This school will introduce students to the physics of open quantum systems, and in particular to emergent phenomena such as environment-stabilized many-body physics, and driven-dissipative phase transitions, all from the point of computational approaches. It will provide fundamental aspects and practical introductions to numerical methods including semi-classical approaches, MPS and Tensor networks, diagrammatic Monte Carlo and neural network states. The numerical methods will be applied to the study of quantum circuits, quantum simulation / quantum computing platforms, as well as to the more general topics of condensed matter physics, quantum optics and quantum information.
Scientific Context
Quantitative understanding of open quantum many-body systems has grown to an important field of theoretical and computational condensed matter physics in recent years. On the one hand, the effects of the environment, i.e., decoherence and dissipation, are fundamental limiting factors for the coherent manipulation of quantum many-body systems, at the core of quantum computing and quantum simulation. Hence predicting how these factors affect specific protocols for the preparation of target many-body states (e.g., ground states of many-body Hamiltonians, highly entangled states, etc.) is of crucial importance to prepare future experiments. An important goal in this context is the design of most efficient preparation schemes, optimized so as to be resilient to the environment; or the identification of forms of entanglement which can survive the presence of the environment.
On the other hand, an important emergent subject in the context of open quantum systems is the use of the environment to explore new quantum many-body physics away from equilibrium, and to potentially stabilize specific quantum states. This can be done e.g., by projectively measuring the system and conditioning coherent operations on the measurement outcome ; or by driving the system across dissipative phase transitions, in which different forms of coupling to the environment compete with each other ; or in which the coupling to the environment competes with the Hamiltonian evolution.

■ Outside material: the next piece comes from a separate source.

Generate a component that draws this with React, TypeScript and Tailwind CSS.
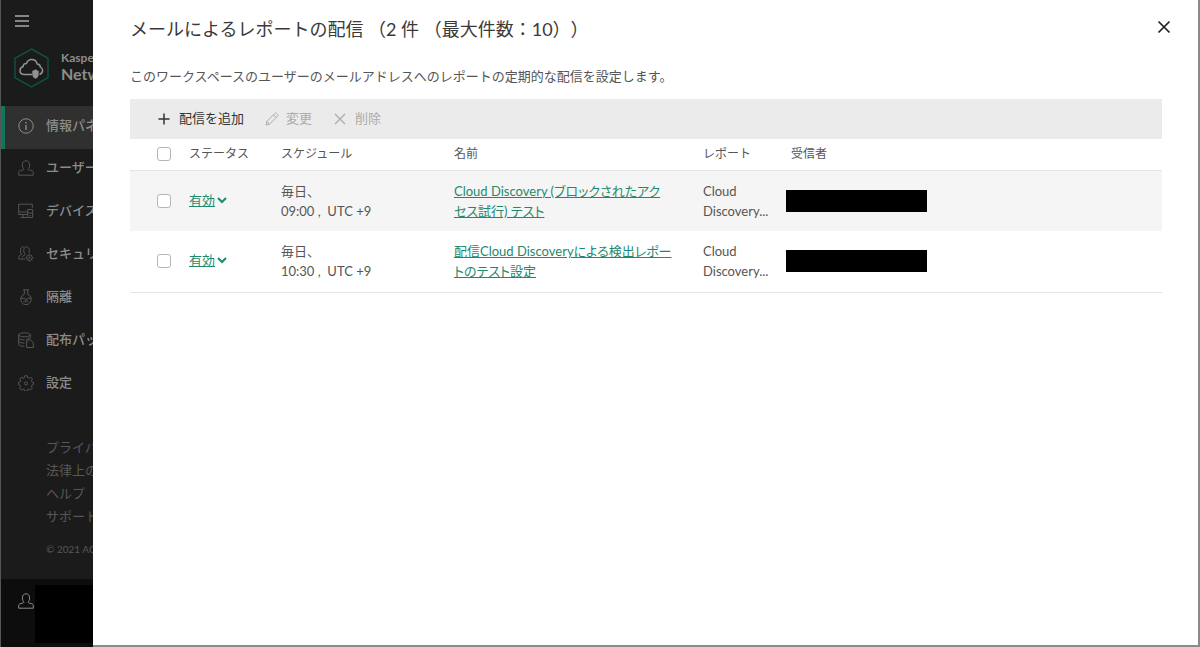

Hence understanding of noise and decoherence in quantum systems is pivotal for quantum information and quantum technological applications ; and it is an important emergent subject in quantum statistical mechanics, at the interface with quantum information and quantum optics. Still, the development of efficient computational techniques for open quantum many-body systems out of equilibrium is far more challenging than for equilibrium systems. From a technical point of view, the brute-force description of an open quantum system is the most computationally intensive problem across the whole of spectrum of physics. Indeed the density matrix of a N-body system contains a number of coefficients given by the square of the number necessary to describe a wavefunction, namely the problem is exponentially harder than solving the Schrödinger's equation. Clearly, clever computational schemes need to be devised to tackle system sizes beyond a few (O(10)) degrees of freedom.
Significant advance in the simulation of out-of equilibrium dynamics and asymptotic steady states has been obtained recently, based on the generalization of computational methods for closed (Hamiltonian) quantum many-body systems. Relevant examples are matrix-product and tensor network schemes, semi-classical approaches, diagrammatic and variational Monte Carlo calculations, including machine-learned neural network quantum states.